UBO’s krijgen inzicht in hoe vaak hun informatie wordt geraadpleegd. Ook wordt de identificatie van raadplegers van het UBO-register verbeterd. Met deze twee maatregelen wil minister Wopke Hoekstra van Financiën de privacy van UBO’s verbeteren. Dit schrijft hij in antwoord op vragen van de Tweede Kamer over het wetsvoorstel UBO-register. Op 10 januari 2020 moet het UBO-register in werking treden.
Op grond van de vierde en vijfde anti-witwasrichtlijn moeten de lidstaten van de Europese Unie een gedeeltelijk openbaar UBO-register instellen.

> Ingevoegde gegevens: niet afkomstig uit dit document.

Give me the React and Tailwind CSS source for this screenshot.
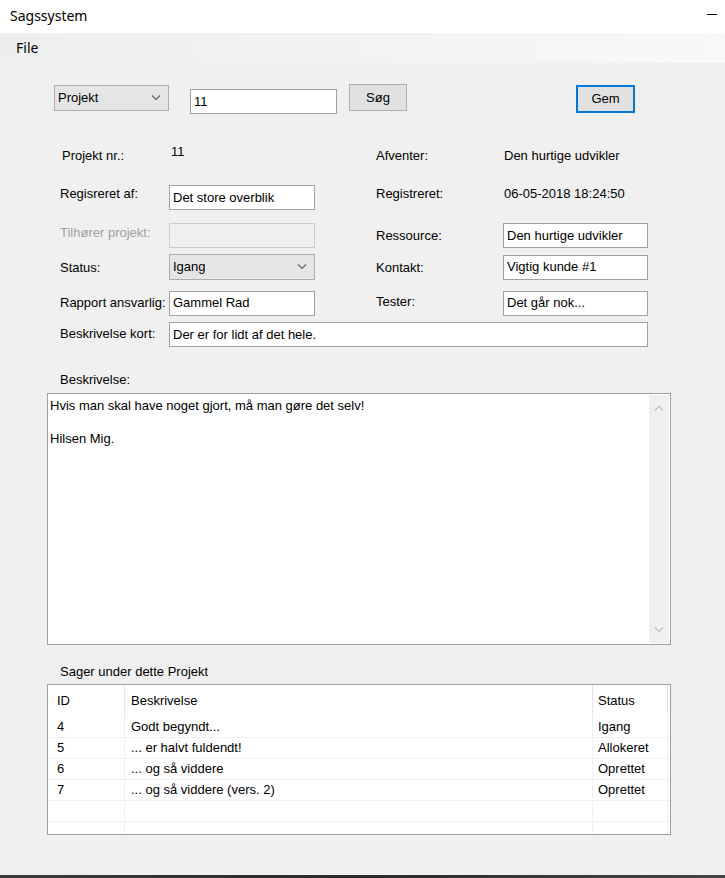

In dat register worden van juridische entiteiten zoals vennootschappen en stichtingen de ‘uiteindelijk belanghebbenden’ (ultimate beneficial owners, UBO’s) vastgelegd. In de beantwoording van de Kamervragen gaat Hoekstra in op zorgen over de gedeeltelijke openbaarheid van het register. Verder schrijft hij dat de bouw van het register bij de Kamer van Koophandel (KvK) op schema ligt om vanaf 10 januari 2020 UBO-registraties te kunnen verwerken. De tijdige inwerkingtreding van het wetsvoorstel UBO-register is afhankelijk van de behandeling in het parlement.
Communicatie
In de eerste achttien maanden na inwerkingtreding van de registratieplicht schrijft de KvK alle inschrijvingsplichtige juridische entiteiten aan met het verzoek hun UBO’s in te schrijven. Dit zal gefaseerd gaan om de verwerking van registraties goed te kunnen laten verlopen. Bij nieuwe juridische entiteiten is opgave van de UBO een voorwaarde voor verstrekking van een KvK-nummer. Daarnaast verzorgt de KvK algemene informatie op haar website over de registratieplicht en communiceert zij hierover richting relevante beroeps- en brancheorganisaties.
Registratie
Het registreren van de UBO’s en het accuraat en actueel houden van de informatie moet de juridische entiteit zelf doen. Een belangrijk onderdeel hierin is de documentatie waaruit blijkt dat de opgegeven persoon daadwerkelijk de UBO is. Als door advisering van een notaris – of een andere instelling die valt onder de Wet ter voorkoming van witwassen en financieren van terrorisme (Wwft) – een juridische entiteit de verkeerde UBO opgeeft, dan voldoet de notaris niet aan zijn verplichtingen op grond van de Wwft. Hiertegen kan handhavend worden opgetreden door de toezichthouders of door het Openbaar Ministerie (OM).
Terugmeldplicht
Om de juistheid van de UBO-registraties te waarborgen bevat het wetsvoorstel verschillende maatregelen. De verstrekking van onderbouwende documentatie moet helpen tegen katvangers. Daarnaast moet een notaris – of een andere Wwft-instelling – een melding doen aan de KvK van ieder verschil dat hij tegenkomt tussen zijn eigen UBO-informatie en het UBO-register.
Toegang
Notarissen en andere Wwft-instellingen moeten bij het aangaan van een nieuwe zakelijke relatie met een juridische entiteit over een bewijs van registratie in het UBO-register beschikken. Zij krijgen zelf beperkte toegang tot het UBO-register. Alleen de volgende gegevens zijn voor hen zichtbaar: naam, geboortemaand en geboortejaar, woonstaat, nationaliteit en de aard en omvang van het door de UBO gehouden economische belang. Deze zes gegevens worden verplicht openbaar. Wwft-instellingen zijn in het kader van cliëntenonderzoek verplicht onderzoek te doen naar de UBO’s van cliënten en hebben gepleit voor ruimere toegang. In dat kader wordt aan de Autoriteit Persoonsgegevens advies gevraagd over toegang voor Wwft-instellingen tot de afgesloten UBO-gegevens.
Centraal aandeelhoudersregister
Hoekstra beantwoordt ook vragen over de samenhang en verschillen tussen het UBO-register en een centraal aandeelhoudersregister (CAHR). De minister wijst in dit verband ook op het kabinetstandpunt over het initiatiefwetsvoorstel CAHR.